We just got another glimpse at EA's upcoming island adventure, The Sims 2: Castaway, for the Wii and the PS2, which seems to be coming along well. Both the Wii and PS2 versions will be nearly identical, except that the Wii version will provide streamlined controls for easier use. However, that added ease only applies to menu navigation, so it's not as if the Wii version exists on its own island of awesomeness; both it and the PS2 version share nearly everything in common.
Thus, that is to say, a lot. The premise is that you and a few others wash up on an island, where you must do everything you can to survive. In the beginning, this means gathering food. You'll forage everywhere, looting bushes for berries, trees for fruit, and shoals for fish. You'll even search under rocks for bugs and dive for clams. From there, you'll move on to making clothes, cooking food, building huts, and fending off pesky pigs.

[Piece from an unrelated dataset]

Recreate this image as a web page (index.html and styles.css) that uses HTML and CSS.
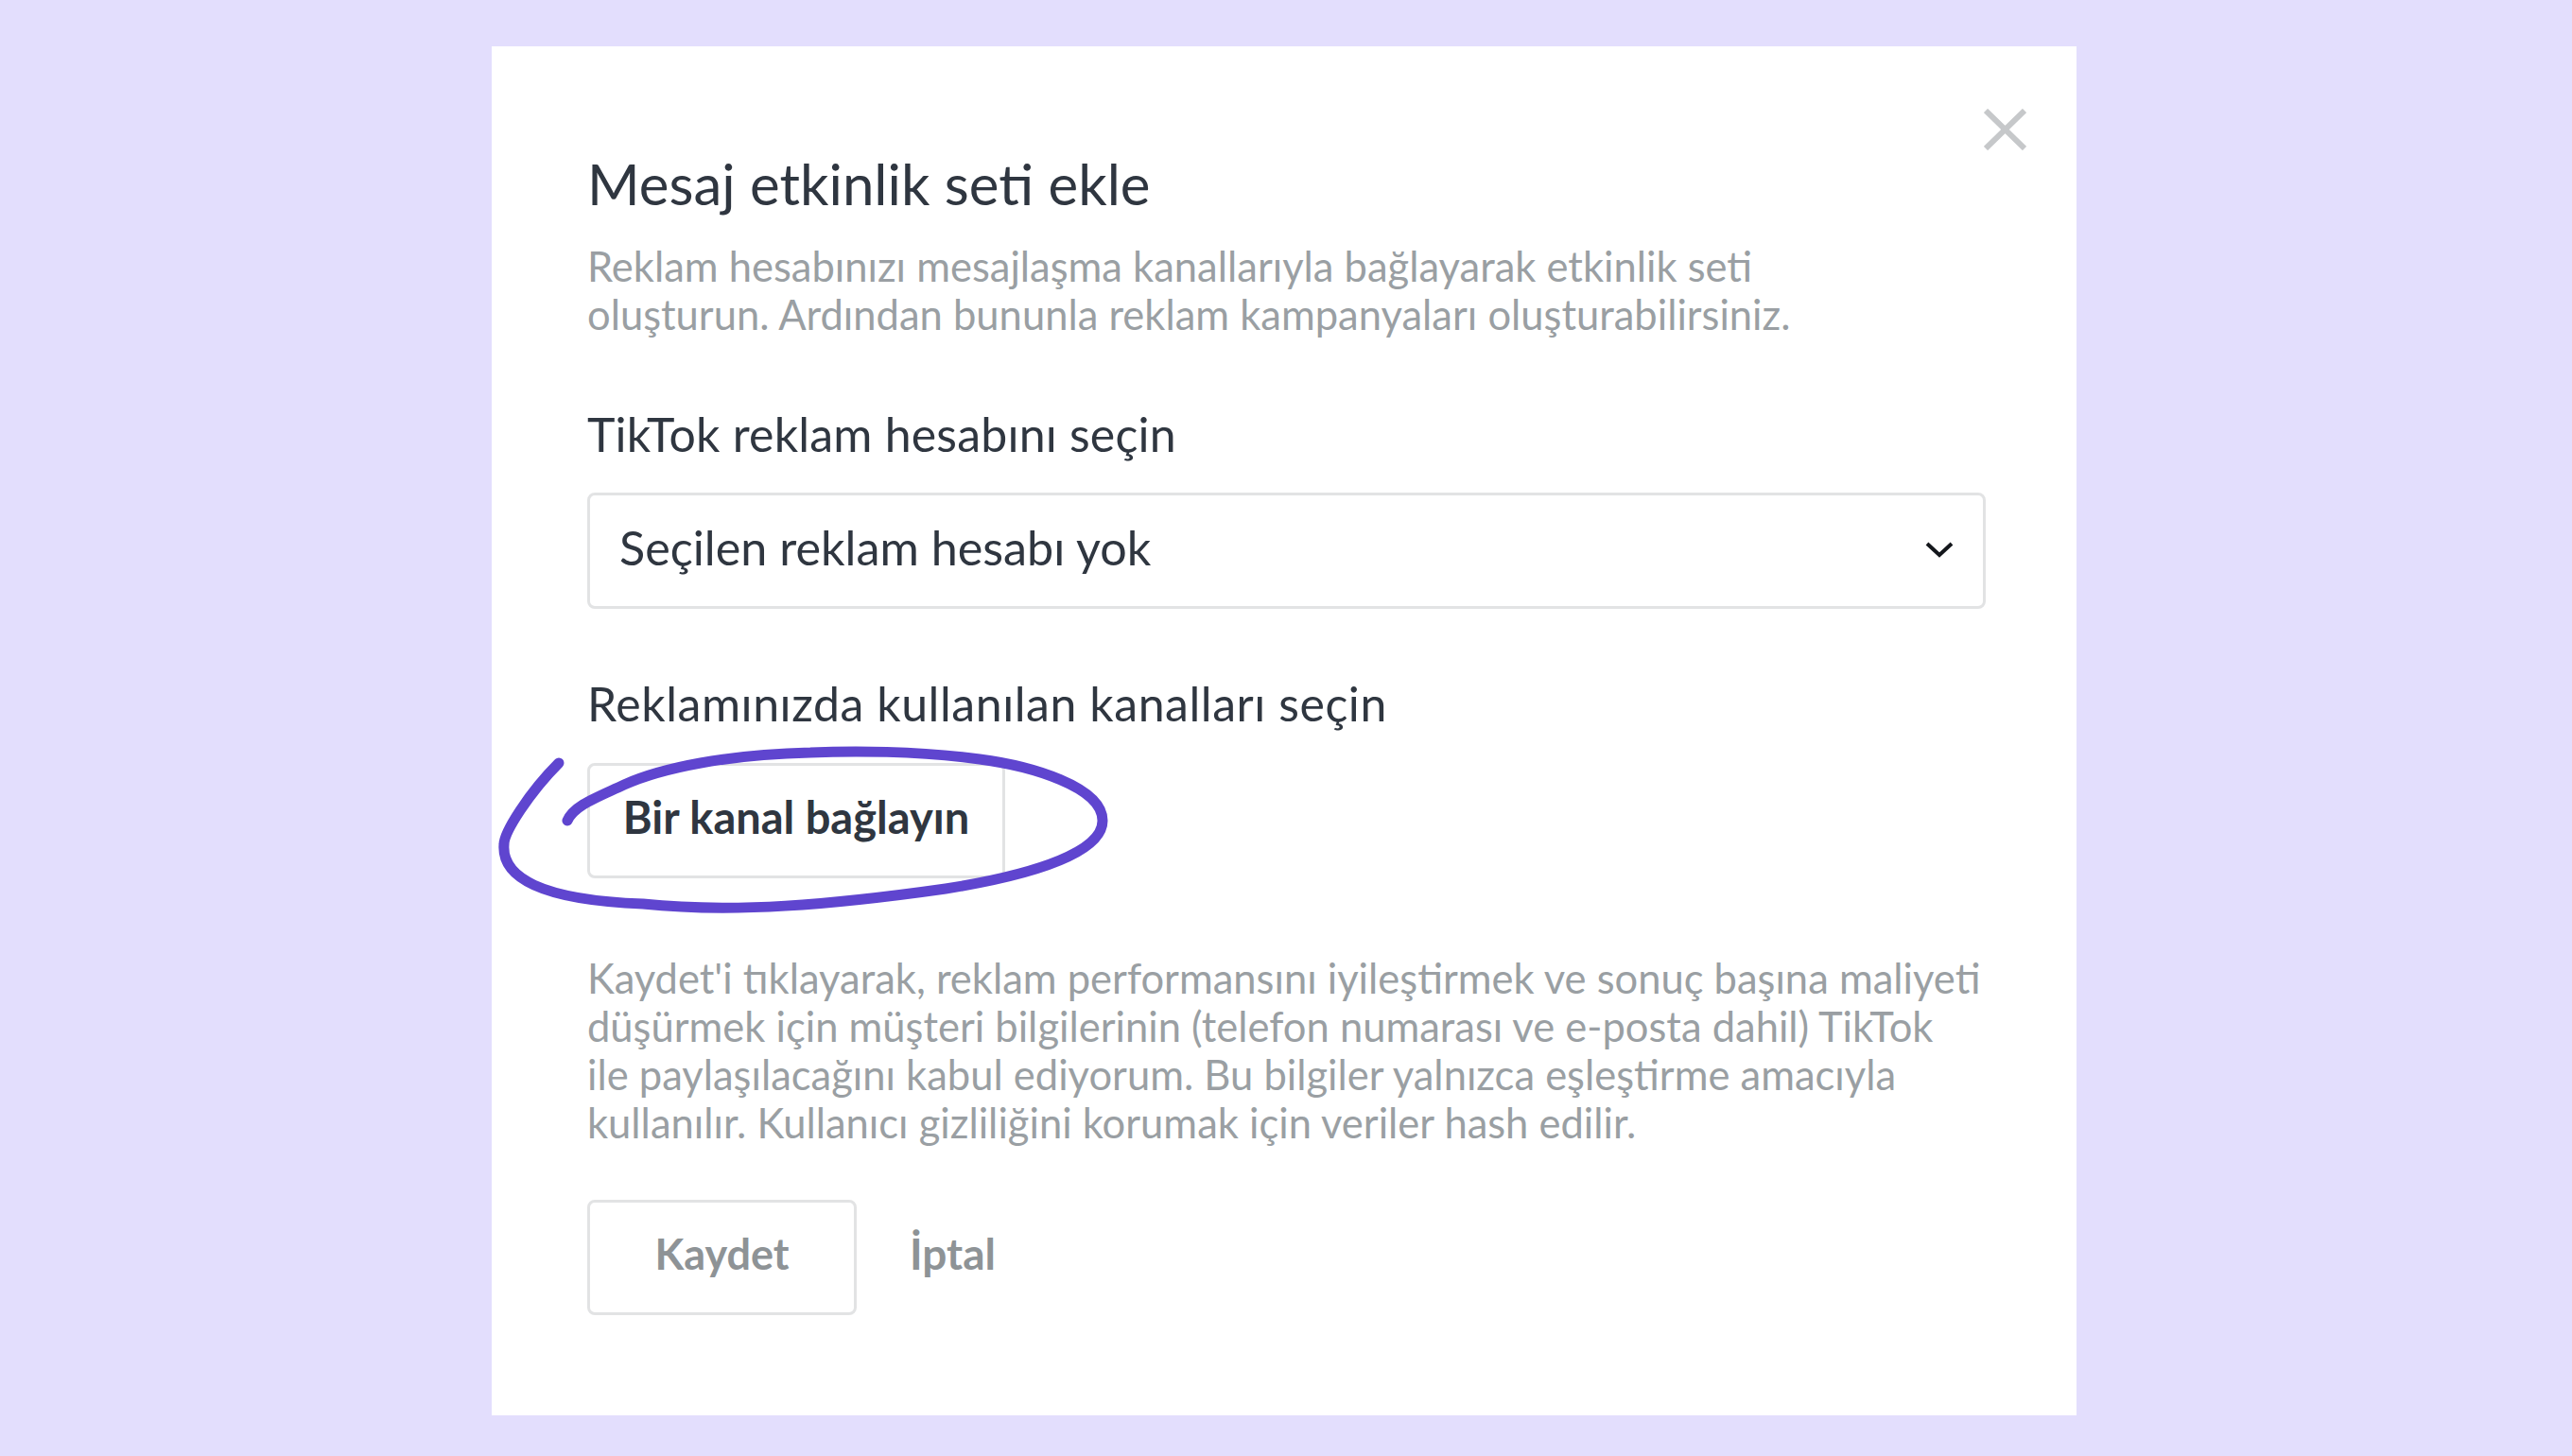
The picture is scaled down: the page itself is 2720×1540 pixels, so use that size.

One of the first things we noticed was that our female character's clothes were in tatters. Her T-shirt was as substantial as a rumor and her pants were so short they were half belt. The presenter informed us that clothes degrade, so you have to make new ones, otherwise your character will get really uncomfortable and unhappy. A nearby villager was wearing pants made from banana skins. Another character had a surprisingly nice cotton shirt that he'd made from harvesting cotton on the island. While your fashion choices will be limited at first, you'll have some interesting accoutrement options later in the game.
But if our girl was feeling insecure about her wasted clothes, she was feeling twice as hungry. In fact, she was so famished, she was about to die, so we headed to the water for some spear fishing. This was a simple game where we stood near a pool of fish, held our spear aloft, and waited for one to jump. When it did, we struck and wound up with a nice, fat tropical fish that we cooked then ate.
From there, we headed off to our village, where we found a human-looking figure built from sand and a beach ball, the Sims 2 version of Wilson from Tom Hanks' Castaway. Our girl had a short conversation with the dummy, told it a joke, kissed it a little, and then decided to build a house. At this point, we only had materials for a relatively flimsy shelter but were told that as we gained access to iron ore and glass, we'd be able to make sturdier dwellings to stand up to the occasional tropical storms.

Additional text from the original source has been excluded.